PROMPT: Check the listing below line by line and report how many lines hold "React", with no other words.
-- BEGIN --
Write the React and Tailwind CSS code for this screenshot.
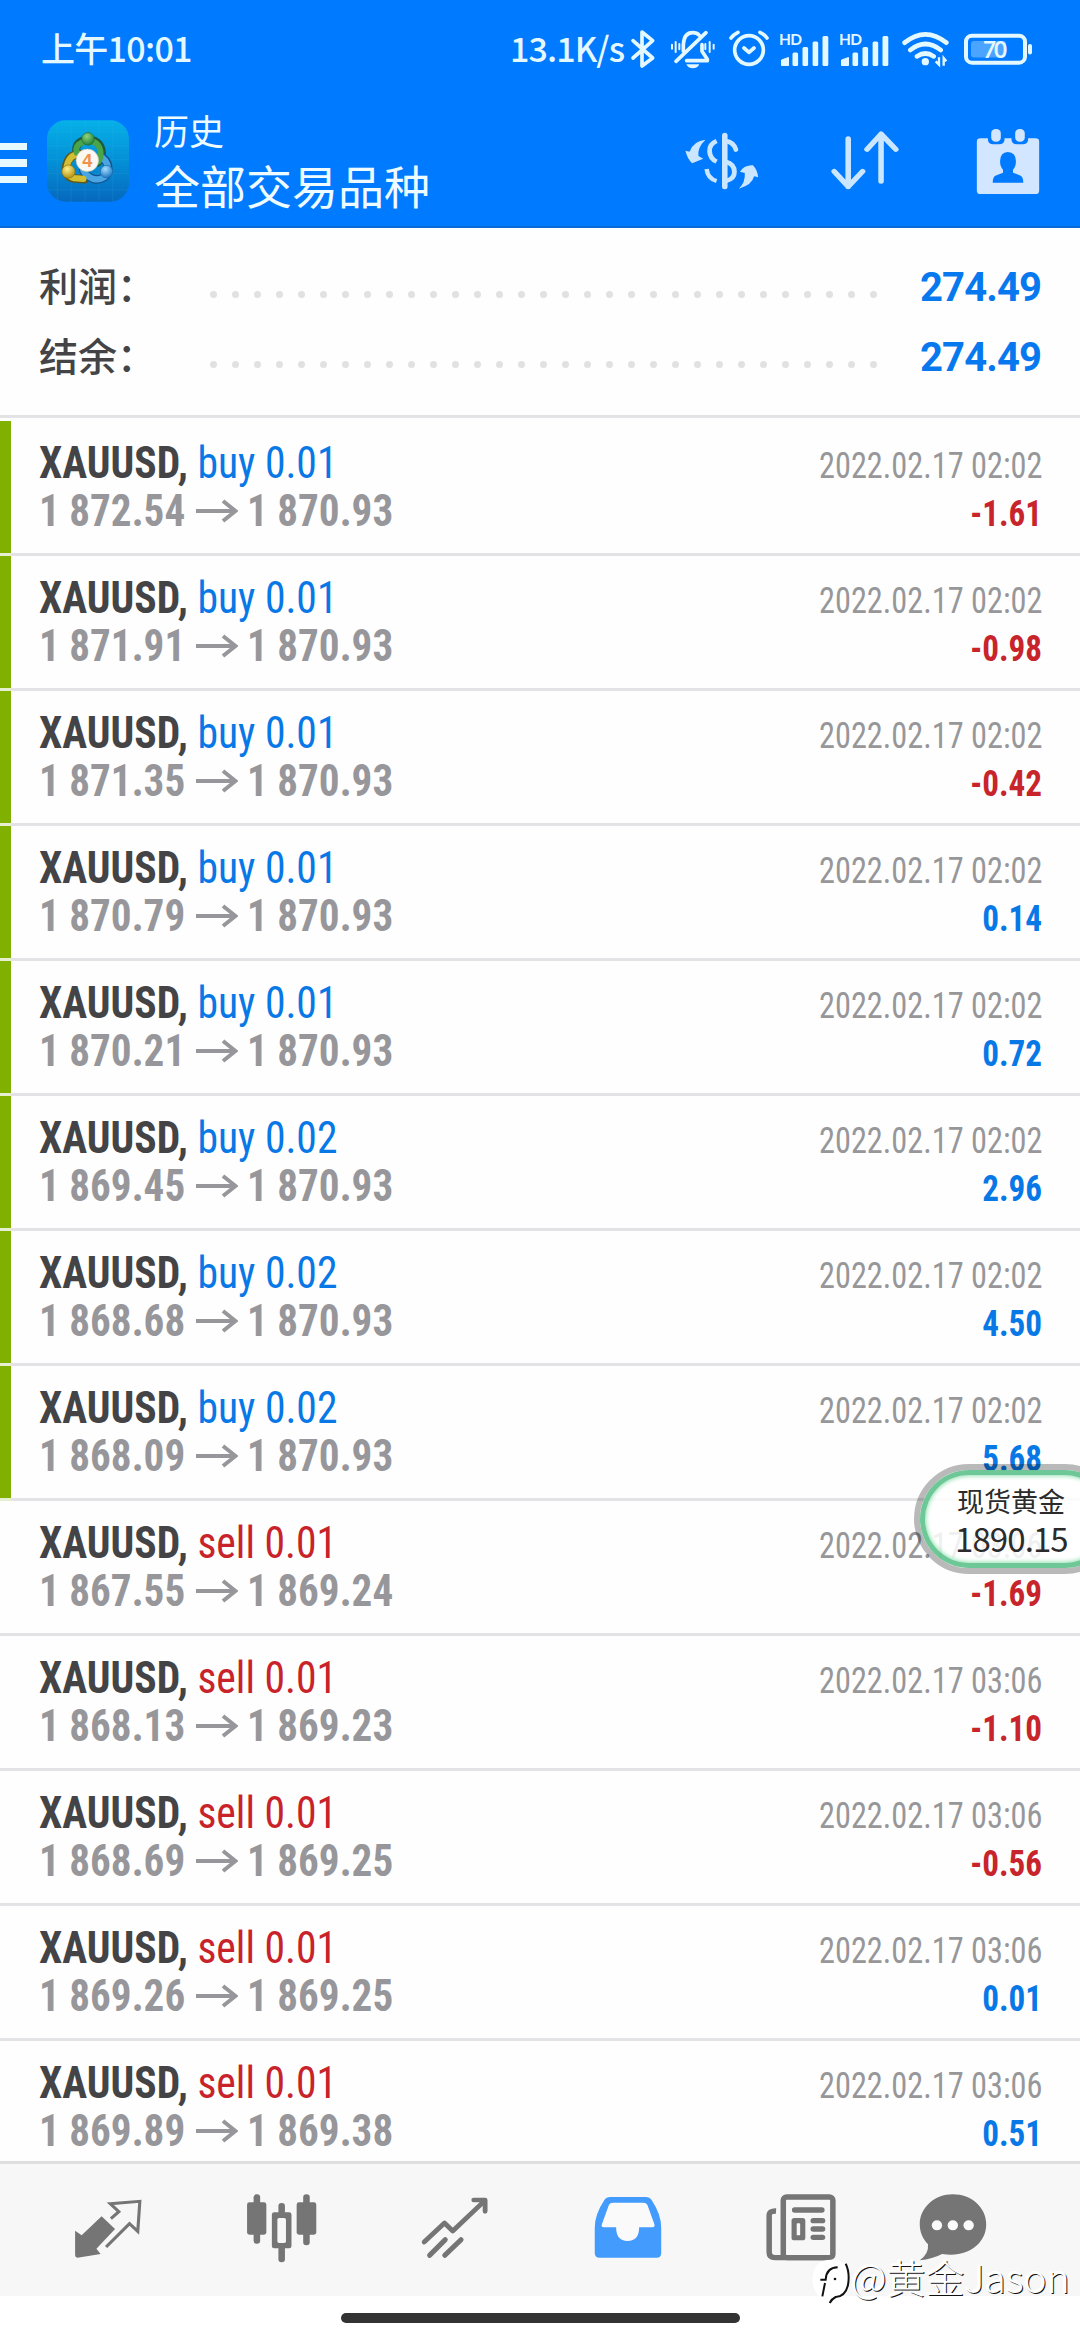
import React from "react";

const SUMMARY = [
  { label: "利润：", value: "274.49" },
  { label: "结余：", value: "274.49" },
];

const DEALS = [
  ["buy", "0.01", "1 872.54", "1 870.93", "2022.02.17 02:02", "-1.61"],
  ["buy", "0.01", "1 871.91", "1 870.93", "2022.02.17 02:02", "-0.98"],
  ["buy", "0.01", "1 871.35", "1 870.93", "2022.02.17 02:02", "-0.42"],
  ["buy", "0.01", "1 870.79", "1 870.93", "2022.02.17 02:02", "0.14"],
  ["buy", "0.01", "1 870.21", "1 870.93", "2022.02.17 02:02", "0.72"],
  ["buy", "0.02", "1 869.45", "1 870.93", "2022.02.17 02:02", "2.96"],
  ["buy", "0.02", "1 868.68", "1 870.93", "2022.02.17 02:02", "4.50"],
  ["buy", "0.02", "1 868.09", "1 870.93", "2022.02.17 02:02", "5.68"],
  ["sell", "0.01", "1 867.55", "1 869.24", "2022.02.17 03:06", "-1.69"],
  ["sell", "0.01", "1 868.13", "1 869.23", "2022.02.17 03:06", "-1.10"],
  ["sell", "0.01", "1 868.69", "1 869.25", "2022.02.17 03:06", "-0.56"],
  ["sell", "0.01", "1 869.26", "1 869.25", "2022.02.17 03:06", "0.01"],
  ["sell", "0.01", "1 869.89", "1 869.38", "2022.02.17 03:06", "0.51"],
];

function Signal({ className }) {
  return (
    <svg className={className} width="52" height="34" viewBox="0 0 52 34" fill="currentColor">
      <text x="0" y="13" fontSize="15.5" fontWeight="700" fontFamily="Lato, sans-serif" textLength="23">HD</text>
      <path d="M2.5 33.5 V28 L9.5 25.5 V33.5 Z" stroke="currentColor" strokeWidth="1" strokeLinejoin="round" />
      <rect x="13.5" y="20.5" width="5.6" height="13.5" rx="1.5" />
      <rect x="23.5" y="15" width="5.6" height="19" rx="1.5" />
      <rect x="33.6" y="9.5" width="5.6" height="24.5" rx="1.5" />
      <rect x="43.5" y="4" width="5.8" height="30" rx="1.5" />
    </svg>
  );
}

function StatusBar() {
  return (
    <div className="flex h-[97px] shrink-0 items-center pl-[41px] text-[#e4f8ff] font-['Noto_Sans_CJK_SC',sans-serif]">
      <span className="w-[469px] whitespace-nowrap pb-[2px] text-[34px] font-medium leading-none tracking-[-0.7px]">上午10:01</span>
      <span className="w-[120px] whitespace-nowrap pb-[2px] text-[34px] font-medium leading-none tracking-[-0.9px]">13.1K/s</span>
      {/* bluetooth */}
      <svg width="26" height="42" viewBox="30 20 78 126" fill="none" stroke="currentColor" strokeWidth="11" strokeLinejoin="round" strokeLinecap="round">
        <path d="M39 58 L98 110 L66 134 V32 L98 58 L39 110" />
      </svg>
      {/* muted bell */}
      <svg className="ml-[13px]" width="48" height="42" viewBox="147 22 144 126" fill="none" stroke="currentColor" strokeLinecap="round">
        <g strokeWidth="11" strokeLinejoin="round">
          <path d="M168 122 L258 36" />
          <path d="M190 92 V72 Q192 36 218 36 Q231 36 238 44" />
          <path d="M246 72 V92 L262 116 V120 H200" />
        </g>
        <g strokeWidth="6">
          <path d="M156 72 V84 M167 64 V94 M178 70 V86 M256 70 V86 M269 64 V94 M281 72 V84" />
        </g>
        <path d="M199 131 H238 Q233 143 218.500 143 Q204 143 199 131 Z" fill="currentColor" stroke="none" />
      </svg>
      {/* alarm */}
      <svg className="ml-[11px]" width="42" height="42" viewBox="326 22 126 126" fill="none" stroke="currentColor" strokeWidth="11" strokeLinecap="round" strokeLinejoin="round">
        <circle cx="389" cy="88" r="43" />
        <path d="M374 82 L389 95 L404 82 M335 52 Q342 42 356 35 M443 52 Q436 42 422 35" />
      </svg>
      <Signal className="ml-[9px]" />
      <Signal className="ml-[8px]" />
      {/* wifi */}
      <svg className="ml-[10px]" width="50" height="38" viewBox="214 30 150 114" fill="none" stroke="currentColor" strokeWidth="14" strokeLinecap="round">
        <path d="M225 68 Q287 18 350 68 M242 90 Q287 54 333 90 M262 109 Q287 92 312 109" />
        <circle cx="287" cy="125" r="11" fill="currentColor" stroke="none" />
        <path d="M318 124 L328 134 V112 M342 137 V114 L350 124" strokeWidth="7" strokeLinecap="butt" />
      </svg>
      {/* battery */}
      <svg className="ml-[12px]" width="72" height="34" viewBox="0 0 72 34">
        <rect x="3" y="3.700" width="59" height="27" rx="6" fill="none" stroke="currentColor" strokeWidth="4" />
        <rect x="8" y="9" width="35" height="16.500" rx="3" fill="#4ba4ff" />
        <rect x="65" y="12" width="4" height="10.500" rx="2" fill="currentColor" />
        <text x="32" y="25.500" textAnchor="middle" fontSize="22.500" fontWeight="700" fontFamily="Lato, sans-serif" fill="currentColor" textLength="24">70</text>
      </svg>
    </div>
  );
}

function AppLogo() {
  return (
    <svg className="ml-[20px] shrink-0" width="82" height="82" viewBox="22 28 248 246">
      <defs>
        <linearGradient id="tile" x1="0" y1="0" x2="0" y2="1">
          <stop offset="0" stopColor="#06b0e8" />
          <stop offset="0.5" stopColor="#0490d6" />
          <stop offset="1" stopColor="#0668bd" />
        </linearGradient>
        <radialGradient id="green" cx="0.4" cy="0.3" r="0.7">
          <stop offset="0" stopColor="#8fd47f" />
          <stop offset="1" stopColor="#23823a" />
        </radialGradient>
        <radialGradient id="gold" cx="0.4" cy="0.3" r="0.7">
          <stop offset="0" stopColor="#fff08a" />
          <stop offset="1" stopColor="#b39312" />
        </radialGradient>
        <radialGradient id="azure" cx="0.4" cy="0.3" r="0.7">
          <stop offset="0" stopColor="#a5dcff" />
          <stop offset="1" stopColor="#1c78c4" />
        </radialGradient>
      </defs>
      <rect x="22" y="28" width="248" height="246" rx="56" fill="url(#tile)" />
      <path d="M53 30 V272 M95 28 V274 M137 28 V274 M179 28 V274 M221 28 V274 M24 63 H268 M22 105 H270 M22 147 H270 M22 189 H270 M24 238 H268" stroke="#49c4f2" strokeWidth="1.500" opacity="0.25" />
      <g fill="none" strokeLinecap="round">
        <path d="M112 128 Q102 92 146 86 Q192 88 188 140 L176 156" stroke="#1c5c3c" strokeWidth="24" />
        <path d="M122 130 Q88 130 80 166 Q76 198 104 204 L136 206" stroke="#5c5a20" strokeWidth="26" />
        <path d="M188 140 Q212 156 206 186 Q194 210 164 206 Q140 198 132 180" stroke="#12538f" strokeWidth="26" />
        <path d="M132 180 Q140 198 164 206 Q194 210 206 186 Q210 158 190 142" stroke="#4aa6e2" strokeWidth="19" />
        <path d="M122 130 Q90 130 82 166 Q78 196 104 203 L132 205" stroke="#d2be30" strokeWidth="19" />
        <path d="M112 126 Q104 96 146 90 Q188 92 184 140 L178 152" stroke="#4aa54a" strokeWidth="18" />
      </g>
      <circle cx="146" cy="84" r="19" fill="url(#green)" stroke="#1c6b38" strokeWidth="2" />
      <circle cx="87" cy="183" r="20" fill="url(#gold)" stroke="#8a7a1a" strokeWidth="2" />
      <circle cx="202" cy="183" r="19" fill="url(#azure)" stroke="#1a66a8" strokeWidth="2" />
      <circle cx="144" cy="149" r="34" fill="#fbf8f4" stroke="#c9c5b0" strokeWidth="2" />
      <text x="144" y="168" textAnchor="middle" fontSize="55" fontWeight="700" fontFamily="'Liberation Sans', sans-serif" fill="#f0924a">4</text>
    </svg>
  );
}

function Header() {
  return (
    <div className="flex flex-1 items-center border-b-2 border-[#0a6ad6] pb-px">
      <div className="flex w-[27px] flex-col gap-[9px] pt-1">
        <div className="h-[7.500px] bg-[#e6f9ff]" />
        <div className="h-[7.500px] bg-[#e6f9ff]" />
        <div className="h-[7.500px] bg-[#e6f9ff]" />
      </div>
      <AppLogo />
      <div className="ml-[25px] flex w-[501px] flex-col whitespace-nowrap pb-[3px] text-[#eefbff]">
        <span className="text-[35px] leading-[49px]">历史</span>
        <span className="text-[46px] leading-[61px]">全部交易品种</span>
      </div>
      {/* currency exchange */}
      <svg className="ml-[29px]" width="76" height="62" viewBox="498 388 205 186" preserveAspectRatio="none" fill="none" stroke="#cbe6ff" strokeWidth="13">
        <path d="M608 404 V558" strokeWidth="15" strokeLinecap="round" />
        <path d="M586 421 Q566 430 567 452 Q568 474 586 483" />
        <path d="M610 421 Q632 424 638 447" strokeLinecap="round" />
        <path d="M610 483 Q634 490 634 514 Q634 534 612 541" />
        <path d="M559 505 Q562 534 586 541" strokeWidth="12" />
        <path d="M556 417 Q524 420 513 453 L502 450 Q506 472 520 488 L550 474 L537 466 Q534 440 556 417 Z" fill="#cbe6ff" stroke="none" />
        <path d="M646 564 Q664 545 662 517 L649 513 Q662 492 684 494 Q696 508 698 530 L687 527 Q682 553 646 564 Z" fill="#cbe6ff" stroke="none" />
      </svg>
      {/* sort */}
      <svg className="ml-[69px]" width="72" height="66" viewBox="890 388 195 198" preserveAspectRatio="none" fill="none" stroke="#cbe6ff" strokeWidth="15" strokeLinecap="round" strokeLinejoin="round">
        <path d="M942 420 V564 M904 518 L942 564 L981 518 M1031 548 V406 M993 452 L1031 406 L1071 452" />
      </svg>
      {/* calendar */}
      <svg className="ml-[74px]" width="66" height="68" viewBox="1284 380 179 204" preserveAspectRatio="none">
        <rect x="1289" y="414" width="169" height="167" rx="10" fill="#d2e6ff" />
        <path d="M1319 408 H1364 V420 Q1362 432 1350 432 H1333 Q1321 432 1319 420 Z M1383 408 H1428 V420 Q1426 432 1414 432 H1397 Q1385 432 1383 420 Z" fill="#007aff" />
        <rect x="1328" y="386" width="26" height="38" rx="12" fill="#d2e6ff" />
        <rect x="1393" y="386" width="26" height="38" rx="12" fill="#d2e6ff" />
        <path d="M1373 455 Q1395 457 1395 482 Q1395 500 1387 508 V517 L1408 526 Q1415 531 1415 547 H1332 Q1332 531 1339 526 L1360 517 V508 Q1352 500 1352 482 Q1352 457 1373 455 Z" fill="#007aff" />
      </svg>
    </div>
  );
}

function Summary() {
  return (
    <div className="flex h-[190px] shrink-0 flex-col border-b-[3px] border-[#e3e3e5] pt-[23px]">
      {SUMMARY.map((s) => (
        <div key={s.label} className="flex h-[70px] items-center pl-[39px] pr-[39px]">
          <span className="w-[171px] whitespace-nowrap pb-[4px] text-[39px] font-medium leading-none text-[#444446]">{s.label}</span>
          <div className="mt-[16px] flex w-[667px] justify-between">
            {Array.from({ length: 31 }, (_, i) => (
              <span key={i} className="size-[7px] rounded-full bg-[#e1e1e2]" />
            ))}
          </div>
          <span className="ml-auto pt-[3px] font-['Roboto'] text-[40px] font-bold leading-none tracking-[-0.9px] text-[#0878ee]">{s.value}</span>
        </div>
      ))}
    </div>
  );
}

function Deal({ deal }) {
  const [side, lots, open, close, time, profit] = deal;
  const isBuy = side === "buy";
  const isLoss = profit.startsWith("-");
  return (
    <div className="flex h-[135px] shrink-0 flex-col font-['Roboto_Condensed','Roboto',sans-serif]">
      <div className="flex h-[132px]">
        <div className={isBuy ? "w-[11px] bg-[#80b000]" : "w-[11px]"} />
        <div className="flex-1 pl-[28px] pr-[38px] pt-[18px]">
          <div className="flex h-[48px] items-baseline justify-between whitespace-nowrap text-[44px] leading-[48px]">
            <span className="origin-left scale-x-[0.945]">
              <b className="font-bold text-[#444446]">XAUUSD,</b>{" "}
              <span className={isBuy ? "text-[#0878e6]" : "text-[#c8232a]"}>{side} {lots}</span>
            </span>
            <span className="origin-right scale-x-[0.885] text-[36.500px] text-[#97979a]">{time}</span>
          </div>
          <div className="flex h-[48px] items-baseline whitespace-nowrap text-[44px] font-bold leading-[48px] text-[#97979b]">
            <span className="w-[157px]"><span className="inline-block origin-left scale-x-[0.935]">{open}</span></span>
            <svg className="w-[42px] self-center" height="24" viewBox="0 0 42 24" fill="none" stroke="currentColor" strokeWidth="4">
              <path d="M0 12 H39 M27 2 L39.500 12 L27 22" />
            </svg>
            <span className="ml-[9px] inline-block origin-left scale-x-[0.935]">{close}</span>
            <span className={isLoss ? "ml-auto origin-right scale-x-[0.92] text-[36px] text-[#c8242b]" : "ml-auto origin-right scale-x-[0.92] text-[36px] text-[#0878e6]"}>{profit}</span>
          </div>
        </div>
      </div>
      <div className="flex h-[3px] bg-[#e3e3e5]">
        {isBuy && <div className="w-[11px] bg-[#e6efcf]" />}
      </div>
    </div>
  );
}

function NavIcon({ x, w, className, children }) {
  return (
    <svg className={className} width={w / 2.904} height="71.7" viewBox={`${x} 155 ${w} 215`} preserveAspectRatio="none">
      {children}
    </svg>
  );
}

function BottomNav() {
  return (
    <div className="flex h-[135px] shrink-0 items-start border-t-[3px] border-[#dededf] bg-[#f7f7f7] pt-[28px] text-[#757575]">
      <NavIcon x={210} w={210} className="ml-[72.3px]">
        <path d="M219 271 L238 285 L296 228 L335 266 L281 325 L293 341 L226 352 Q219 352 219 345 Z" fill="currentColor" />
        <path d="M323 235 L346 214 L321 190 L407 183 L401 273 L377 250 L309 320" fill="none" stroke="currentColor" strokeWidth="9" />
      </NavIcon>
      <NavIcon x={710} w={215} className="ml-[100.2px]">
        <g fill="currentColor">
          <rect x="716" y="186" width="56" height="97" rx="7" />
          <rect x="735" y="162" width="19" height="148" rx="9" />
          <rect x="860" y="186" width="57" height="97" rx="7" />
          <rect x="879" y="162" width="19" height="153" rx="9" />
          <rect x="788" y="216" width="57" height="108" rx="7" />
          <rect x="807" y="188" width="19" height="178" rx="9" />
        </g>
        <rect x="804" y="233" width="25" height="75" rx="5" fill="#f7f7f7" />
      </NavIcon>
      <NavIcon x={1215} w={210} className="ml-[99.9px]">
        <path d="M1230 305 L1289 248 L1313 272 L1406 181 M1374 179 H1407 V213" fill="none" stroke="currentColor" strokeWidth="14" strokeLinecap="round" strokeLinejoin="round" />
        <path d="M1246 345 L1291 298 M1290 345 L1337 298" stroke="currentColor" strokeWidth="15" strokeLinecap="round" />
      </NavIcon>
      <NavIcon x={150} w={210} className="ml-[101px]">
        <path d="M203 170 H306 Q318 170 323 179 Q351 222 351 262 V338 Q351 352 338 352 H172 Q158 352 158 338 V262 Q158 222 186 179 Q191 170 203 170 Z" fill="#429bfd" />
        <path d="M211 187 H299 Q308 187 311 194 L331 251 Q334 261 325 261 H287 Q287 302 253 302 Q220 302 220 261 H185 Q175 261 179 251 L199 194 Q202 187 211 187 Z" fill="#fafafa" />
      </NavIcon>
      <NavIcon x={650} w={215} className="ml-[99.8px]">
        <rect x="706" y="170" width="144" height="182" rx="10" fill="#f7f7f7" stroke="currentColor" strokeWidth="16" />
        <path d="M685 212 Q665 211 665 226 V335 Q665 352 682 352 H830" fill="none" stroke="currentColor" strokeWidth="16" />
        <path d="M739 209 H818 M793 241 H820 M793 266 H820 M793 291 H820" stroke="currentColor" strokeWidth="16" strokeLinecap="round" />
        <rect x="730" y="233" width="40" height="67" rx="8" fill="currentColor" />
        <rect x="745" y="249" width="10" height="36" rx="2" fill="#f7f7f7" />
      </NavIcon>
      <NavIcon x={1095} w={210} className="ml-[79.1px]">
        <path d="M1199 162 C1254 162 1296 202 1296 252 C1296 310 1242 354 1168 341 Q1140 356 1103 360 Q1130 340 1127 312 C1112 296 1103 276 1103 252 C1103 202 1146 162 1199 162 Z" fill="currentColor" />
        <circle cx="1153" cy="255" r="15" fill="#fafafa" />
        <circle cx="1199" cy="255" r="15" fill="#fafafa" />
        <circle cx="1245" cy="255" r="15" fill="#fafafa" />
      </NavIcon>
    </div>
  );
}

function FloatingQuote() {
  return (
    <div className="absolute left-[914px] top-[1464px] h-[110px] w-[206px] rounded-full border-[6px] border-[#00000045]">
      <div className="flex h-full flex-col rounded-full border-[5px] border-[#3fb573c0] bg-white/85 pl-[32px] pt-[6px] text-[#2b2b2b] shadow-[inset_0_0_4px_1px_#8fe0b0]">
        <span className="whitespace-nowrap text-[27px] leading-[39px]">现货黄金</span>
        <span className="-ml-[2px] whitespace-nowrap text-[33px] leading-[36px] tracking-[-0.9px]">1890.15</span>
      </div>
    </div>
  );
}

function Watermark() {
  return (
    <div className="absolute left-[811px] top-[2251px] flex items-start">
      <svg className="mt-[7px]" width="43" height="50" viewBox="30 235 129 150">
        <path d="M92 240 Q148 240 148 300 Q146 352 92 372 Q34 350 34 300 Q36 240 92 240 Z" fill="#fff" />
        <path d="M58 300 H74 Q76 264 110 263 M72 310 L64 350 M134 252 Q146 275 142 310 Q136 350 104 352 Q92 358 86 370" fill="none" stroke="#111" strokeWidth="6" />
        <circle cx="102" cy="298" r="4" fill="#111" />
      </svg>
      <span className="-ml-[3px] whitespace-nowrap text-[39px] font-light leading-[50px] text-white [text-shadow:1px_1px_0_#111,-1px_-1px_0_#fff]">@黄金Jason</span>
    </div>
  );
}

export default function App() {
  return (
    <div className="relative flex h-[2340px] w-[1080px] flex-col overflow-hidden bg-[#fefefe] font-['Noto_Sans_CJK_SC',sans-serif]">
      <div className="flex h-[228px] shrink-0 flex-col bg-[#007aff]">
        <StatusBar />
        <Header />
      </div>
      <Summary />
      <div className="flex min-h-0 flex-1 flex-col overflow-hidden pt-[3px]">
        {DEALS.map((d) => (
          <Deal key={d[2]} deal={d} />
        ))}
      </div>
      <BottomNav />
      <div className="flex h-[44px] shrink-0 justify-center bg-white pt-[17px]">
        <div className="h-[10px] w-[399px] rounded-full bg-[#333]" />
      </div>
      <FloatingQuote />
      <Watermark />
    </div>
  );
}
-- END --
REPLY: 2